Directive services - Rien n'est encore joué sur les services sociaux en Europe
Avec quinze millions d'emplois, les services d'intérêt général représentent 25% de la population active européenne, mais aussi 70% de son PIB. Ce sont donc des pans entiers de l'activité économique européenne qui, bientôt, seront soumis aux règles de la concurrence et du marché intérieur. Un mois après l'adoption de la directive Services, les Vingt-Cinq sont appelés à ratifier le texte avant la fin de l'année. Les Etats auront ensuite trois ans pour supprimer les entraves à la libre circulation des prestataires de services, y compris les services économiques d'intérêt général (SIEG). Pour en comprendre les enjeux, le Centre européen des entreprises à participation publique (CEEP) organisait une journée de sensibilisation, mercredi 13 décembre. Car tout n'est pas encore gravé dans le marbre. "Les collectivités doivent être partie prenantes dans la transposition du texte", insiste Laurent Ghékière, vice-président de la commission Entreprises, marché intérieur et concurrence du CEEP.
Les prestataires soumis à "autorisation préalable"
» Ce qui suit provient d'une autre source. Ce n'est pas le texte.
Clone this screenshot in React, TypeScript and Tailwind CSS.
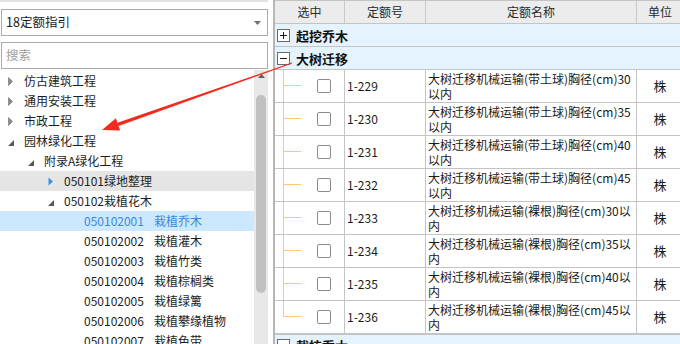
import React from 'react';

type TreeNode = {
  kind: 'collapsed' | 'expanded' | 'blue' | 'leaf';
  level: 0 | 1 | 2 | 3;
  label: string;
  name?: string;
  bg?: 'gray' | 'blue';
};

const tree: TreeNode[] = [
  { kind: 'collapsed', level: 0, label: '仿古建筑工程' },
  { kind: 'collapsed', level: 0, label: '通用安装工程' },
  { kind: 'collapsed', level: 0, label: '市政工程' },
  { kind: 'expanded', level: 0, label: '园林绿化工程' },
  { kind: 'expanded', level: 1, label: '附录A绿化工程' },
  { kind: 'blue', level: 2, label: '050101绿地整理', bg: 'gray' },
  { kind: 'expanded', level: 2, label: '050102栽植花木' },
  { kind: 'leaf', level: 3, label: '050102001', name: '栽植乔木', bg: 'blue' },
  { kind: 'leaf', level: 3, label: '050102002', name: '栽植灌木' },
  { kind: 'leaf', level: 3, label: '050102003', name: '栽植竹类' },
  { kind: 'leaf', level: 3, label: '050102004', name: '栽植棕榈类' },
  { kind: 'leaf', level: 3, label: '050102005', name: '栽植绿篱' },
  { kind: 'leaf', level: 3, label: '050102006', name: '栽植攀缘植物' },
  { kind: 'leaf', level: 3, label: '050102007', name: '栽植色带' },
];

const padByLevel: Record<number, string> = {
  0: 'pl-[8px]',
  1: 'pl-[28px]',
  2: 'pl-[48px]',
  3: 'pl-[84px]',
};

function TreeIcon({ kind }: { kind: TreeNode['kind'] }) {
  if (kind === 'collapsed') {
    return (
      <svg width="6" height="9" viewBox="0 0 6 9" className="shrink-0">
        <path d="M0.5 0.5 L4.5 4.5 L0.5 8.5 Z" fill="#8a8a8a" stroke="#6e6e6e" strokeWidth="0.6" />
      </svg>
    );
  }
  if (kind === 'blue') {
    return (
      <svg width="6" height="9" viewBox="0 0 6 9" className="shrink-0">
        <path d="M0.5 0.5 L5 4.5 L0.5 8.5 Z" fill="#3b8fe4" />
      </svg>
    );
  }
  return (
    <svg width="6" height="9" viewBox="0 0 6 9" className="shrink-0 translate-y-[2px]">
      <path d="M6 1 L6 7 L0 7 Z" fill="#595959" />
    </svg>
  );
}

function TreeRow({ node }: { node: TreeNode }) {
  const bg = node.bg === 'gray' ? 'bg-[#e5e5e5]' : node.bg === 'blue' ? 'bg-[#cce8ff]' : '';
  const color = node.bg === 'blue' ? 'text-[#3a86dc]' : 'text-[#1e1e1e]';
  return (
    <div className={`flex h-[20px] shrink-0 items-center whitespace-nowrap ${padByLevel[node.level]} ${bg} ${color}`}>
      {node.kind !== 'leaf' && <TreeIcon kind={node.kind} />}
      {node.kind === 'leaf' ? (
        <>
          <span>{node.label}</span>
          <span className="ml-[10px]">{node.name}</span>
        </>
      ) : (
        <span className="ml-[10px]">{node.label}</span>
      )}
    </div>
  );
}

const rows = [
  { no: '1-229', l1: '大树迁移机械运输(带土球)胸径(cm)30', l2: '以内' },
  { no: '1-230', l1: '大树迁移机械运输(带土球)胸径(cm)35', l2: '以内' },
  { no: '1-231', l1: '大树迁移机械运输(带土球)胸径(cm)40', l2: '以内' },
  { no: '1-232', l1: '大树迁移机械运输(带土球)胸径(cm)45', l2: '以内' },
  { no: '1-233', l1: '大树迁移机械运输(裸根)胸径(cm)30以', l2: '内' },
  { no: '1-234', l1: '大树迁移机械运输(裸根)胸径(cm)35以', l2: '内' },
  { no: '1-235', l1: '大树迁移机械运输(裸根)胸径(cm)40以', l2: '内' },
  { no: '1-236', l1: '大树迁移机械运输(裸根)胸径(cm)45以', l2: '内' },
];

function BoxIcon({ plus }: { plus: boolean }) {
  return (
    <svg width="13" height="13" viewBox="0 0 13 13" className="shrink-0">
      <rect x="0.5" y="0.5" width="12" height="12" fill="#ffffff" stroke="#6a6a6a" />
      <line x1="3" y1="6.5" x2="10" y2="6.5" stroke="#1a1a1a" strokeWidth="1" />
      {plus && <line x1="6.5" y1="3" x2="6.5" y2="10" stroke="#1a1a1a" strokeWidth="1" />}
    </svg>
  );
}

function GroupRow({ label, plus, extra = '' }: { label: string; plus: boolean; extra?: string }) {
  return (
    <div className={`flex h-[23px] shrink-0 items-center border-b border-[#c4c4c4] bg-[#e5f3fe] pl-[2px] ${extra}`}>
      <BoxIcon plus={plus} />
      <span className="ml-[6px] text-[13px] font-bold leading-[23px] text-[#111]">{label}</span>
    </div>
  );
}

function TreeLines({ last }: { last: boolean }) {
  return (
    <div className="flex h-full w-[30px] shrink-0 self-stretch">
      <div className="w-[8px] shrink-0" />
      <div className={`w-[1px] shrink-0 bg-[#ffc77d] ${last ? 'h-[16px]' : 'h-full'}`} />
      <div className="mt-[15px] h-[1px] w-[17px] shrink-0 bg-[#ffc77d]" />
    </div>
  );
}

export default function App() {
  const tip = [102, 130];
  const start = [292, 63];
  const dx = start[0] - tip[0];
  const dy = start[1] - tip[1];
  const len = Math.hypot(dx, dy);
  const ux = dx / len;
  const uy = dy / len;
  const px = -uy;
  const py = ux;
  const headLen = 17;
  const headW = 6.5;
  const bc = [tip[0] + ux * headLen, tip[1] + uy * headLen];
  const head = `${tip[0]},${tip[1]} ${bc[0] + px * headW},${bc[1] + py * headW} ${bc[0] - px * headW},${bc[1] - py * headW}`;
  const sw0 = 1.8;
  const sw1 = 0.4;
  const shaft = `${bc[0] + px * sw0},${bc[1] + py * sw0} ${start[0] + px * sw1},${start[1] + py * sw1} ${start[0] - px * sw1},${start[1] - py * sw1} ${bc[0] - px * sw0},${bc[1] - py * sw0}`;

  return (
    <div className="relative flex h-[344px] w-[680px] overflow-hidden bg-white font-['Microsoft_YaHei','Noto_Sans_CJK_SC',sans-serif] text-[12px]">
      {/* Left panel */}
      <div className="flex w-[268px] shrink-0 flex-col">
        <div className="h-[2px] bg-[#e2e2e2]" />
        <div className="ml-[1px] mt-[7px] flex h-[27px] w-[267px] items-center justify-between border border-[#ababab] pl-[4px] pr-[6px] text-[#1a1a1a]">
          <span className="text-[12.5px]">18定额指引</span>
          <svg width="7" height="4" viewBox="0 0 7 4">
            <path d="M0 0 L7 0 L3.5 4 Z" fill="#6e6e6e" />
          </svg>
        </div>
        <div className="ml-[1px] mt-[6px] flex h-[27px] w-[267px] items-center border border-[#ababab] pl-[4px] text-[#a0a0a0]">
          <span className="text-[12.5px]">搜索</span>
        </div>
        <div className="mt-[1px] flex min-h-0 flex-1">
          <div className="flex w-[254px] flex-col overflow-hidden pt-[1px]">
            {tree.map((n, i) => (
              <TreeRow key={i} node={n} />
            ))}
          </div>
          <div className="flex w-[14px] flex-col items-center bg-[#e8e8e8]">
            <svg width="7" height="4" viewBox="0 0 7 4" className="mt-[4px]">
              <path d="M0 4 L7 4 L3.5 0 Z" fill="#606060" />
            </svg>
            <div className="mt-[17px] h-[198px] w-[10px] rounded-full bg-[#c1c1c1]" />
          </div>
        </div>
      </div>

      {/* gap + separator */}
      <div className="w-[5px] shrink-0" />
      <div className="w-[2px] shrink-0 bg-[#b6b6b6]" />

      {/* Right table */}
      <div className="flex w-[405px] shrink-0 flex-col overflow-hidden text-[#1a1a1a]">
        <div className="flex h-[24px] shrink-0 border-b border-t border-[#c4c4c4] bg-[#ececec] text-[#2a2a2a]">
          <div className="flex w-[70px] shrink-0 items-center justify-center border-r border-[#c8c8c8]">选中</div>
          <div className="flex w-[81px] shrink-0 items-center justify-center border-r border-[#c8c8c8]">定额号</div>
          <div className="flex w-[211px] shrink-0 items-center justify-center border-r border-[#c8c8c8]">定额名称</div>
          <div className="flex w-[46px] shrink-0 items-center justify-center">单位</div>
        </div>
        <GroupRow label="起挖乔木" plus />
        <GroupRow label="大树迁移" plus={false} />
        {rows.map((r, i) => (
          <div key={r.no} className="flex h-[33px] shrink-0 border-b border-[#c4c4c4]">
            <div className="flex w-[70px] shrink-0 items-center border-r border-[#c4c4c4]">
              <TreeLines last={i === rows.length - 1} />
              <div className="ml-[12px] h-[14px] w-[14px] rounded-[2px] border border-[#8c8c8c] bg-white" />
            </div>
            <div className="flex w-[81px] shrink-0 items-center border-r border-[#c4c4c4] pl-[2px]">{r.no}</div>
            <div className="flex w-[211px] shrink-0 flex-col justify-center border-r border-[#c4c4c4] pl-[2px] leading-[15px]">
              <span className="whitespace-nowrap">{r.l1}</span>
              <span className="whitespace-nowrap">{r.l2}</span>
            </div>
            <div className="flex w-[46px] shrink-0 items-center justify-center text-[13px]">株</div>
          </div>
        ))}
        <GroupRow label="栽植乔木" plus={false} extra="border-t border-[#c4c4c4]" />
      </div>

      {/* red annotation arrow */}
      <svg className="pointer-events-none absolute left-0 top-0" width="680" height="344" viewBox="0 0 680 344">
        <polygon points={shaft} fill="#f52a1e" />
        <polygon points={head} fill="#f52a1e" />
      </svg>
    </div>
  );
}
En dehors de la suppression du principe du pays d'origine, le texte prévoit l'instauration d'un guichet unique pour les prestataires étrangers. Grâce à un intense travail de lobbying, le CEEP a contribué à faire adopter deux autres points essentiels. Tout d'abord, le Parlement et le Conseil, en tant que co-législateurs, ont interdit la "libre prestation de services" : tout SIEG devra reposer sur l'établissement permanent de la structure dans le pays d'accueil. Un moyen de s'assurer de la continuité du service. Ainsi, pour pouvoir exercer en France, un gestionnaire allemand de logements sociaux devra-t-il s'établir en France. Le second point est celui du "régime d'autorisation préalable" auquel le prestataire sera soumis. Ce principe prévu par les traités (article 86-2 du Traité CE) trouve pour la première fois, une traduction dans le droit positif via la directive Services. Concrètement, l'Etat et les collectivités pourront imposer un certain nombre d'exigences au prestataire désireux de s'implanter, à condition qu'elles soient "non-discriminatoires", "nécessaires" et "proportionnelles". Avant d'accorder toute subvention, les collectivités devront donc se demander si elles mettent en place un système d'agrément. Dans ce cas, elles devront le notifier à Bruxelles.
L'aide aux "personnes dans le besoin"
Le travail de lobbying dans les couloirs de Bruxelles a également permis de mieux circonscrire le champ de l'application de la directive. Un certains nombres de secteurs en sont exclus. Il s'agit, en premier lieu, des services d'intérêt général à caractère non économique (éducation nationale, transports, télécommunications, etc.) couverts par des directives sectorielles. C'est également le cas de la santé et des services sociaux. Les collectivités, notamment les communes et les départements, ont un rôle important à jouer dans ce dernier domaine. Il en va du logement à l'aide à l'enfance, à la famille et aux personnes dans le besoin. Or, la notion de "personnes dans le besoin" reste vague : c'est une boîte vide que les Etats vont devoir remplir au moment de la transposition du texte dans trois ans. Toutes les activités non couvertes par la définition resteront dans le champ de la directive et seront donc soumises aux règles de la concurrence. Pour Laurent Ghékière, "les collectivités doivent donc prendre part dès à présent aux discussions pour inclure un maximum de services dans cette définition".